Friday, July 17, 2009

Elementary

I caught Peter Cushing and Christopher Lee in a 1959 Hammer production of The Hound of the Baskerville’s recently. The plot is jiggered from the original novel, but I thought Cushing was the best Sherlock Holmes I’d ever seen. He certainly had thin, ascetic physicality, with its suggestions of fanaticism; arrogant and abrupt personably, unlikable in many ways, as Holmes certainly was (but the supposedly most authentic Holmes, right down to the manic depressiveness, as played [lived?] by Jeremy Brett in the 1984-94 British version imported by PBS, fails to capture me), yet still a hero. It was also nice to see Dr. Watson (played by the not-known-to me Andre Morell) in good form, too.

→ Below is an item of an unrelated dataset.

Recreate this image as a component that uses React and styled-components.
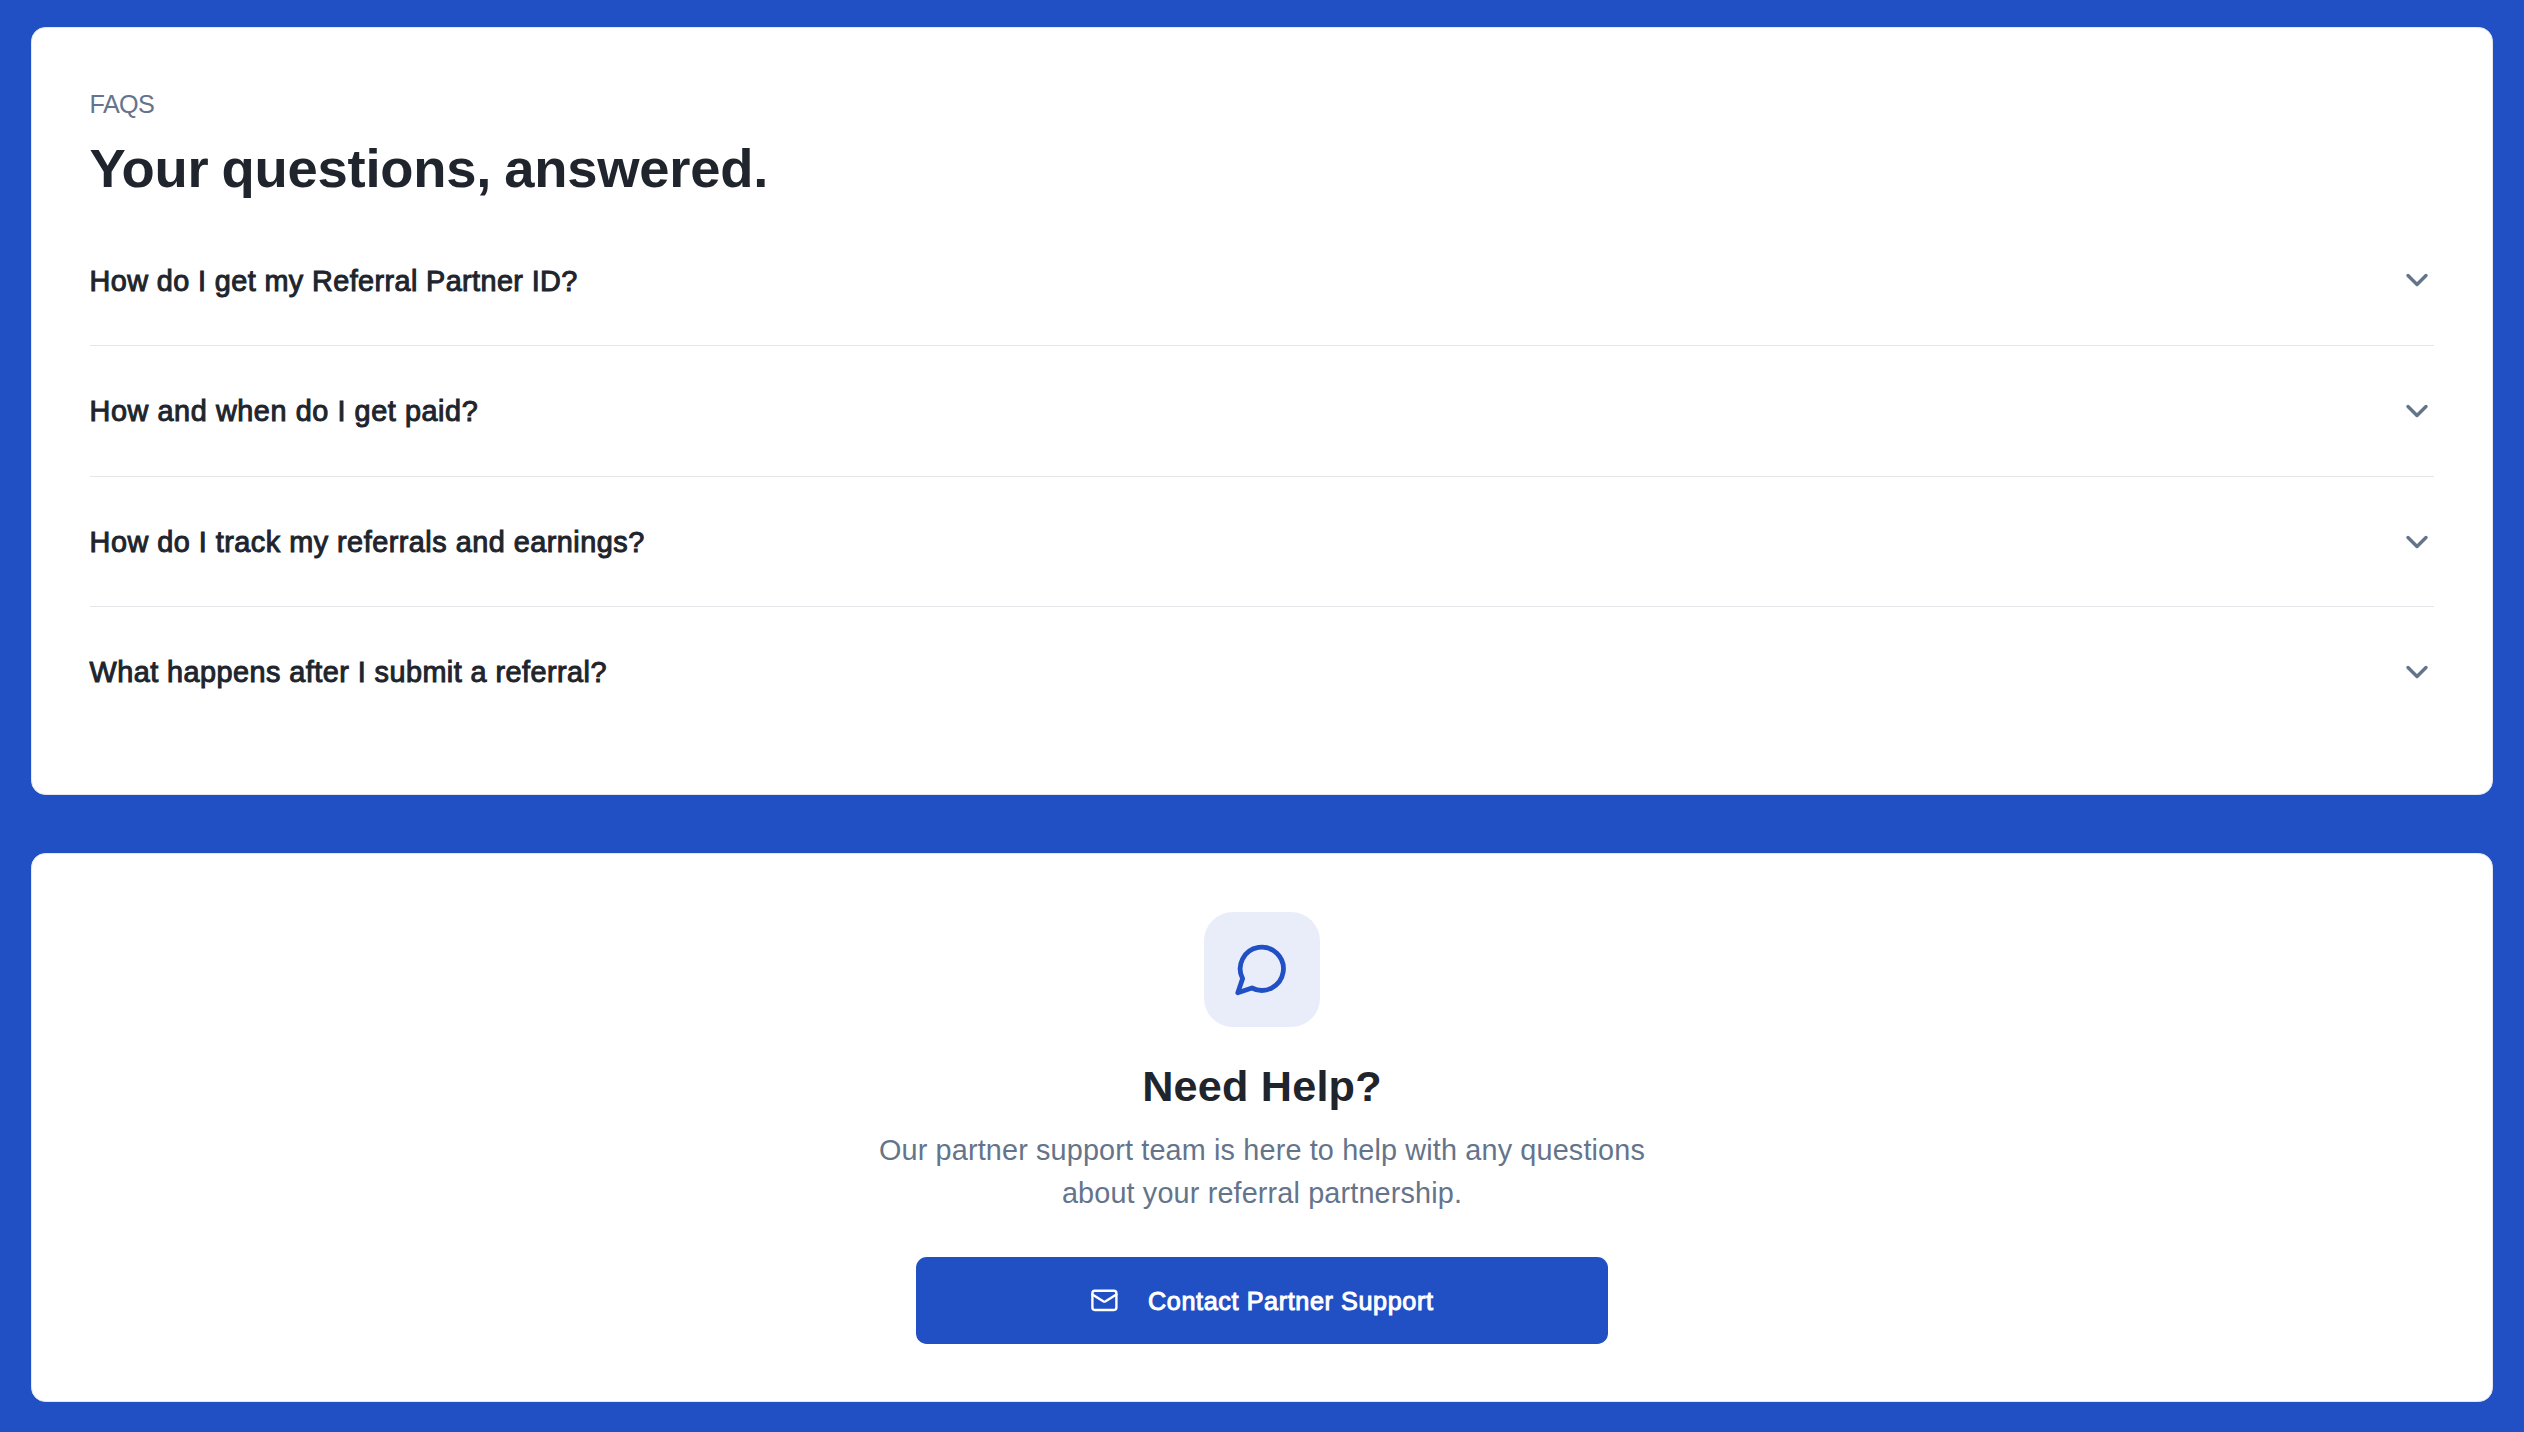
import React from "react";
import styled, { createGlobalStyle, css } from "styled-components";
import { ChevronDown, Mail } from "lucide-react";

const GlobalStyle = createGlobalStyle`
  * {
    box-sizing: border-box;
  }

  body {
    background: #2050c4;
    font-family: "Liberation Sans", Arial, sans-serif;
    margin: 0;
  }
`;

const Medium = css`
  font-weight: 400;
  -webkit-text-stroke: 1px currentColor;
`;

const Page = styled.main`
  display: flex;
  flex-direction: column;
  gap: 57.6px;
  min-height: 1432px;
  padding: 27px 31px 30px;
`;

const Card = styled.section`
  background: #fff;
  border: 1px solid #e5e7eb;
  border-radius: 14.4px;
  padding: 57.6px 57.6px 57.4px;
`;

const Eyebrow = styled.p`
  color: #64748b;
  font-size: 25.2px;
  letter-spacing: -0.7px;
  line-height: 36px;
  margin: 0 0 14.4px;
`;

const Title = styled.h2`
  color: #20242c;
  font-size: 54.4px;
  font-weight: 700;
  letter-spacing: -0.22px;
  line-height: 64.8px;
  margin: 0 0 13.75px;
  padding-top: 1px;
  word-spacing: -2px;
`;

const FaqList = styled.div`
  display: flex;
  flex-direction: column;
`;

const FaqItem = styled.button`
  align-items: center;
  background: none;
  border: 0;
  color: #20242c;
  display: flex;
  font-family: inherit;
  font-size: 28.8px;
  height: 129.6px;
  justify-content: space-between;
  padding: 0;
  text-align: left;
  ${Medium};

  & + & {
    border-top: 1px solid #e5e7eb;
    height: 130.6px;
  }

  svg {
    color: #64748b;
    margin-right: -0.6px;
  }
`;

const Label = styled.span`
  letter-spacing: ${({ $tracking }) => $tracking};
  padding-top: 1.7px;
`;

const HelpCard = styled(Card)`
  align-items: center;
  display: flex;
  flex-direction: column;
  padding: 58px 57.6px 57px;
`;

const IconTile = styled.div`
  align-items: center;
  background: #e9edf9;
  border-radius: 28.8px;
  color: #2050c4;
  display: flex;
  height: 115.2px;
  justify-content: center;
  padding: 0 0.8px 0.8px 0;
  width: 115.2px;
`;

const HelpTitle = styled.h3`
  color: #20242c;
  font-size: 43.2px;
  font-weight: 700;
  letter-spacing: 0.2px;
  line-height: 57.6px;
  margin: 28.8px 0 13.5px;
  padding-top: 2px;
`;

const HelpText = styled.p`
  color: #64748b;
  font-size: 28.8px;
  letter-spacing: 0.15px;
  line-height: 43.2px;
  margin: 0 0 41.8px;
  text-align: center;
  width: 806px;
`;

const ContactButton = styled.button`
  align-items: center;
  background: #2050c4;
  border: 0;
  border-radius: 10.8px;
  color: #fff;
  display: flex;
  font-family: inherit;
  font-size: 25.2px;
  gap: 28.8px;
  height: 86.8px;
  justify-content: center;
  padding: 0;
  width: 691.2px;
  ${Medium};
`;

const MessageIcon = () => (
  <svg
    width="57.6"
    height="57.6"
    viewBox="0 0 24 24"
    fill="none"
    stroke="currentColor"
    strokeWidth="2"
    strokeLinecap="round"
    strokeLinejoin="round"
  >
    <path d="M7.9 20A9 9 0 1 0 4 16.1L2 22Z" />
  </svg>
);

const faqs = [
  { question: "How do I get my Referral Partner ID?", tracking: "0.4px" },
  { question: "How and when do I get paid?", tracking: "0.58px" },
  { question: "How do I track my referrals and earnings?", tracking: "0.5px" },
  { question: "What happens after I submit a referral?", tracking: "0.46px" }
];

const App = () => (
  <>
    <GlobalStyle />
    <Page>
      <Card>
        <Eyebrow>FAQS</Eyebrow>
        <Title>Your questions, answered.</Title>
        <FaqList>
          {faqs.map(({ question, tracking }) => (
            <FaqItem key={question} type="button">
              <Label $tracking={tracking}>{question}</Label>
              <ChevronDown size={36} strokeWidth={2.3} />
            </FaqItem>
          ))}
        </FaqList>
      </Card>
      <HelpCard>
        <IconTile>
          <MessageIcon />
        </IconTile>
        <HelpTitle>Need Help?</HelpTitle>
        <HelpText>
          Our partner support team is here to help with any questions about your
          referral partnership.
        </HelpText>
        <ContactButton type="button">
          <Mail size={28.8} />
          <Label $tracking="0.6px">Contact Partner Support</Label>
        </ContactButton>
      </HelpCard>
    </Page>
  </>
);

export default App;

This in light of the preview I saw of the new Sherlock Holmes movie, with Robert Downy Jr. Now, I like Downy Jr., but this preview was aimed for the what-a-bunch-of-maroons crowd that most blockbusters and blockbuster-wannabees are aimed for. It was non-stop action, with what one presumes are all the best lines, and some very un-Doyle T&A (not that Victorianesque dishabille fails to move me), so I hope it is inaccurate.

1 comment:

amy merrick said...

Robert Downey Jr. and tweed are some of my favorite things so I think i was oneofthosemorons who was squealing during the preview!